This lesson presents a brief introduction and common use cases of Kafka.
What is Kafka?
Apache Kafka is an open-source publish-subscribe-based messaging system (Kafka can work as a message queue too, more on this later). It is distributed, durable, fault-tolerant, and highly scalable by design. Fundamentally, it is a system that takes streams of messages from applications known as producers, stores them reliably on a central cluster (containing a set of brokers), and allows those messages to be received by applications (known as consumers) that process the messages.
Kafka was created at LinkedIn around 2010 to track various events, such as page views, messages from the messaging system, and logs from various services. Later, it was made open-source and developed into a comprehensive system which is used for:
- Reliably storing a huge amount of data.
- Enabling high throughput of message transfer between different entities.
- Streaming real-time data.
At a high level, we can call Kafka a distributed Commit Log. A Commit Log (also known as a Write-Ahead log or a Transactions log) is an append-only data structure that can persistently store a sequence of records. Records are always appended to the end of the log, and once added, records cannot be deleted or modified. Reading from a commit log always happens from left to right (or old to new).
Kafka stores all of its messages on disk. Since all reads and writes happen in sequence, Kafka takes advantage of sequential disk reads (more on this later).
Kafka use cases
Kafka can be used for collecting big data and real-time analysis. Here are some of its top use cases:
- Metrics: Kafka can be used to collect and aggregate monitoring data. Distributed services can push different operational metrics to Kafka servers. These metrics can then be pulled from Kafka to produce aggregated statistics.
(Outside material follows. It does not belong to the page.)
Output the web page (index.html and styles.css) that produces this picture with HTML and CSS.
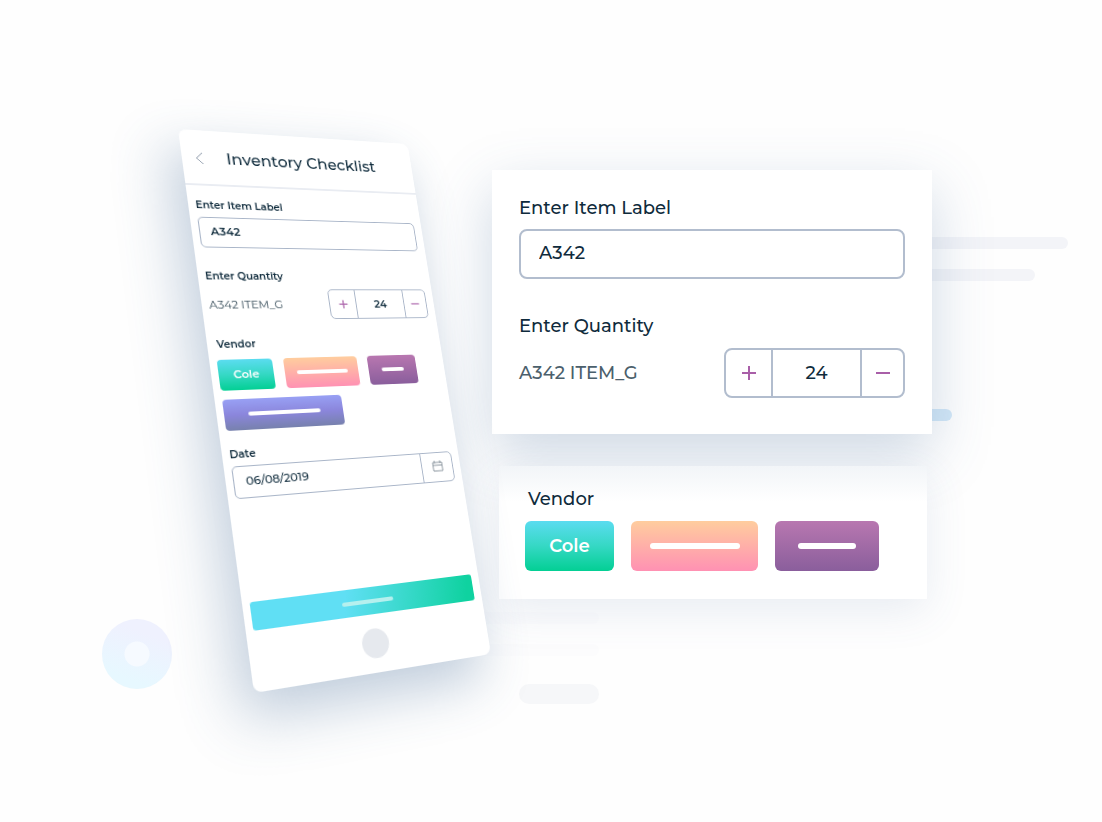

- Log Aggregation: Kafka can be used to collect logs from multiple sources and make them available in a standard format to multiple consumers.
- Stream processing: Kafka is quite useful for use cases where the collected data undergoes processing at multiple stages. For example, the raw data consumed from a topic is transformed, enriched, or aggregated and pushed to a new topic for further consumption. This way of data processing is known as stream processing.
- Commit Log: Kafka can be used as an external commit log for any distributed system. Distributed services can log their transactions to Kafka to keep track of what is happening. This transaction data can be used for replication between nodes and also becomes very useful for disaster recovery, for example, to help failed nodes to recover their states.
- Website activity tracking: One of Kafka's original use cases was to build a user activity tracking pipeline. User activities like page clicks, searches, etc., are published to Kafka into separate topics. These topics are available for subscription for a range of use cases, including real-time processing, real-time monitoring, or loading into Hadoop or data warehousing systems for offline processing and reporting.
- Product suggestions: Imagine an online shopping site like amazon.com, which offers a feature of 'similar products' to suggest lookalike products that a customer could be interested in buying. To make this work, we can track every consumer action, like search queries, product clicks, time spent on any product, etc., and record these activities in Kafka. Then, a consumer application can read these messages to find correlated products that can be shown to the customer in real-time. Alternatively, since all data is persistent in Kafka, a batch job can run overnight on the 'similar product' information gathered by the system, generating an email for the customer with product suggestions.